Description of the task
Filter the data for lines with the word "React", then copy every line so identified.

* Begin Supplied material *

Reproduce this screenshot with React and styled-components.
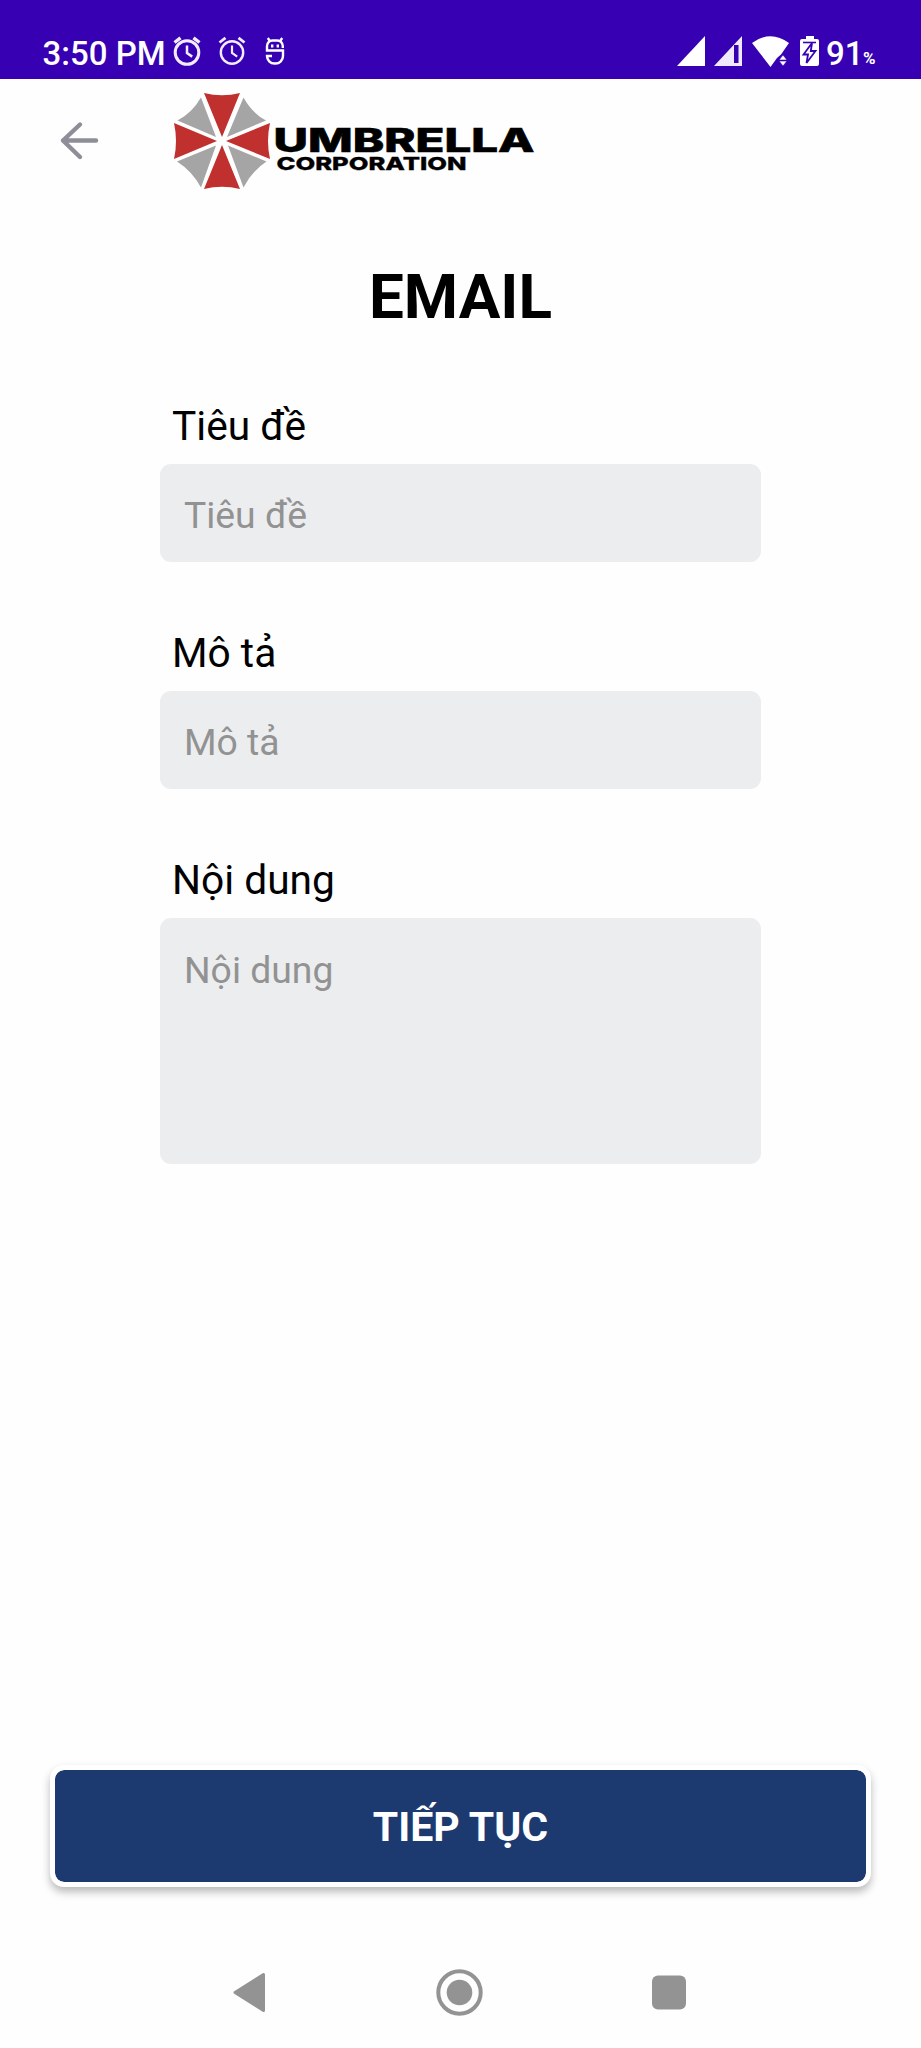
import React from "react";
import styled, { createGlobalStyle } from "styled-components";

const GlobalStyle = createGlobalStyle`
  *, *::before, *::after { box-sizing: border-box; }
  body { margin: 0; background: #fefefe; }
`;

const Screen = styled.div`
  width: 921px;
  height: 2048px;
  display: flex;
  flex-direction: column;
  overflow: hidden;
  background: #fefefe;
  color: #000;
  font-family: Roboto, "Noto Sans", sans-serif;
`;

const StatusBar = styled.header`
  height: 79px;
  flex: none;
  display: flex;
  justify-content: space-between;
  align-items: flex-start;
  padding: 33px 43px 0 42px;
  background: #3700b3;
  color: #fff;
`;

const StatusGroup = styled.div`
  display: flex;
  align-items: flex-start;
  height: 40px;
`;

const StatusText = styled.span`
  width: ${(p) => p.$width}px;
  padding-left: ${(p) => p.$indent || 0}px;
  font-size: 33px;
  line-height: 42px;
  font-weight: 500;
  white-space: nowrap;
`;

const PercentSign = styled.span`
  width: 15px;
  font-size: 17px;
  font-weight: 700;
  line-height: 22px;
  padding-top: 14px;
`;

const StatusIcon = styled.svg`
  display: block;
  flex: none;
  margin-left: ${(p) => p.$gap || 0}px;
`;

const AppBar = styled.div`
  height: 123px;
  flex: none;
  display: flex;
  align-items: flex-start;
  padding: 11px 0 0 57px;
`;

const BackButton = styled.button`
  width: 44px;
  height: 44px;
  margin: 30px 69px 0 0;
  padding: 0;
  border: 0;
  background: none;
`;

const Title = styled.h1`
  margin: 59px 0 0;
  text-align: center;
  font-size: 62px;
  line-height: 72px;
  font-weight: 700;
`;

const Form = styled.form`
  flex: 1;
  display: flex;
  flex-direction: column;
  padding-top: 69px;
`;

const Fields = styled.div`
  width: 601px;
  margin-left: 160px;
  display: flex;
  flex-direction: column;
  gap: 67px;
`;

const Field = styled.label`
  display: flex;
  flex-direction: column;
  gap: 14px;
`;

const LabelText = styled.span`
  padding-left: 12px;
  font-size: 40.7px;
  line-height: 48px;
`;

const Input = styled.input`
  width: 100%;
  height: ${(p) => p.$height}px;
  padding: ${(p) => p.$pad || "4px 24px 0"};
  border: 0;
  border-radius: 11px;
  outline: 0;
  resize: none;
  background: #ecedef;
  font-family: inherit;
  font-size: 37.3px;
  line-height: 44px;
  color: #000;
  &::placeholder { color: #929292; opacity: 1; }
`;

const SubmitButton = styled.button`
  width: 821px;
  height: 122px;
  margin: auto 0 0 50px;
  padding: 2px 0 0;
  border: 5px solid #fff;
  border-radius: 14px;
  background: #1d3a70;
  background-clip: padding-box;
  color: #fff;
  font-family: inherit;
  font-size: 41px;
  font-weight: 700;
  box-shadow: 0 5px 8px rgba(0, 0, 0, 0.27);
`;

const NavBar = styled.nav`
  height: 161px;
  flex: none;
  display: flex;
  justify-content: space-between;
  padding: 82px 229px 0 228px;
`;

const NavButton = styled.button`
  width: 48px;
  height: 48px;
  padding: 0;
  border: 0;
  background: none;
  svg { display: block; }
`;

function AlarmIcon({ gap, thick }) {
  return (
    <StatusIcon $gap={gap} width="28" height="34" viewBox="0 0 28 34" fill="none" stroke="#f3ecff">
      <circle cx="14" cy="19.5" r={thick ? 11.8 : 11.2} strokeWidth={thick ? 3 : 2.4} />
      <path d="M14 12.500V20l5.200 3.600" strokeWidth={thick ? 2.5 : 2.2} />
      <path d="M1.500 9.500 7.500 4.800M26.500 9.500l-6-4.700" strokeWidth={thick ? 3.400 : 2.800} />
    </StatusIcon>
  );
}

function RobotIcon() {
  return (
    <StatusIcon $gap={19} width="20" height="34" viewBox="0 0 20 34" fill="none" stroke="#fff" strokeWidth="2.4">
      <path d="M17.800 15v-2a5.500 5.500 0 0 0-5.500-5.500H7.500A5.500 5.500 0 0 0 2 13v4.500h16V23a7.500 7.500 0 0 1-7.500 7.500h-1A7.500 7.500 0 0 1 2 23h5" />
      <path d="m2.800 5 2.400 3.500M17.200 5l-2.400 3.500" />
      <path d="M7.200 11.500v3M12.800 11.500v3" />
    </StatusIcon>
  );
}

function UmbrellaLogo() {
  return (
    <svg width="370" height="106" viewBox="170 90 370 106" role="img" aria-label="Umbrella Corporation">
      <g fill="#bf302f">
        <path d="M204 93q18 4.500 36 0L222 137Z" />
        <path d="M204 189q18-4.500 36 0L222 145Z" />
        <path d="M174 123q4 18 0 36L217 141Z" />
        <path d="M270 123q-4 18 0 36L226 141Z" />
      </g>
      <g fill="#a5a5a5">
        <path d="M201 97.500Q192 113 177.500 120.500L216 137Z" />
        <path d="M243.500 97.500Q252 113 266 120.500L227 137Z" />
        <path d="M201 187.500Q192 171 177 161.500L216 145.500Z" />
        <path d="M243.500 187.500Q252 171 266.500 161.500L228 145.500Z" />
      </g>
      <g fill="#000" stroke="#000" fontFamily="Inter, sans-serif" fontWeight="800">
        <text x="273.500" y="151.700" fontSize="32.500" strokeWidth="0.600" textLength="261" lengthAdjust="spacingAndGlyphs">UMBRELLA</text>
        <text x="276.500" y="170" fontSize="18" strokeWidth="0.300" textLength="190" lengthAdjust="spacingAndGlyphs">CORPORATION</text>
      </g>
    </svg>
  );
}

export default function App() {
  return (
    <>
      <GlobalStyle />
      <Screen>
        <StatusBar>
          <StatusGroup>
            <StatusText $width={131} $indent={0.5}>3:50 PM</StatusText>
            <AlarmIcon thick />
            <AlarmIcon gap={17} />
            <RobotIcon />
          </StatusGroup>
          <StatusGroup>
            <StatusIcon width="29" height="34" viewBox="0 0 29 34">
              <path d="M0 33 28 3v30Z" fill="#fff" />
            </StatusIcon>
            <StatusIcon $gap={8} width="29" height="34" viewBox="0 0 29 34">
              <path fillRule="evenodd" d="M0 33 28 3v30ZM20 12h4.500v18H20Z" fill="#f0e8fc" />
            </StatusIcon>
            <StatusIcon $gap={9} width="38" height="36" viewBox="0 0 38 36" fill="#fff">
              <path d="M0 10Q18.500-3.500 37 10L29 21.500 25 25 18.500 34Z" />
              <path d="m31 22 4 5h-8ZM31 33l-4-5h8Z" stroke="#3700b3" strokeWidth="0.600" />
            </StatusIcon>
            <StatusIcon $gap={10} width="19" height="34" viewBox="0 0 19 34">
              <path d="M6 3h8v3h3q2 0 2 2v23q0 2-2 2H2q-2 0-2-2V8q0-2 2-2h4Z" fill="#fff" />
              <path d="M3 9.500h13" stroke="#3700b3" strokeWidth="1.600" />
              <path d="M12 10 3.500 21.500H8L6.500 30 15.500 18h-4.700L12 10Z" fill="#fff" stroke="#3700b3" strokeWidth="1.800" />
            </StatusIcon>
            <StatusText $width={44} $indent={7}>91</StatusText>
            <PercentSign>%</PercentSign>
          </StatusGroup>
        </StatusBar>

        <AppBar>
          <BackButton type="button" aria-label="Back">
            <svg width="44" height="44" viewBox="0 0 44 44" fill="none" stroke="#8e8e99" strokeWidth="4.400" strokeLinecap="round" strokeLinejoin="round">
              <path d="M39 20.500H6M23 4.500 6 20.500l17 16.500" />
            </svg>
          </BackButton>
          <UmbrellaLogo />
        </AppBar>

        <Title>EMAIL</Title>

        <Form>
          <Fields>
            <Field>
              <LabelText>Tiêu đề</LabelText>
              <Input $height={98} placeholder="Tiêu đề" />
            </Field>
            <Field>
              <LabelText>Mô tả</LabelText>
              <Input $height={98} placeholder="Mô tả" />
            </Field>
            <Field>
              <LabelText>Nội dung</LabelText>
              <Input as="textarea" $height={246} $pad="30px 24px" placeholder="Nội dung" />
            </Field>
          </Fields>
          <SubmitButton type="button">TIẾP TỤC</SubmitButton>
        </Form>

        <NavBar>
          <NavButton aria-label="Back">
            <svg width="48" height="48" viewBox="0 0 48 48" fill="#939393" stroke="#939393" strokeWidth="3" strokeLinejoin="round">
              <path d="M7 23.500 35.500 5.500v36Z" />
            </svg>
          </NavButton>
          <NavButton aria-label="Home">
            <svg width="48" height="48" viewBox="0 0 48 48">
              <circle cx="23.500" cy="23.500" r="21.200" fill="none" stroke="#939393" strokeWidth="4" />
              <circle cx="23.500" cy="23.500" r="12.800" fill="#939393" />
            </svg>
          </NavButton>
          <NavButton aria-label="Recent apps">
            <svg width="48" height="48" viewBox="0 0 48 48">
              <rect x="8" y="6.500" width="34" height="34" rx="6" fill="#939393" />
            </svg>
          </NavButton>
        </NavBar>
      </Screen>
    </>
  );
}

* End Supplied material *

Solution for this problem
Reproduce this screenshot with React and styled-components.
import React from "react";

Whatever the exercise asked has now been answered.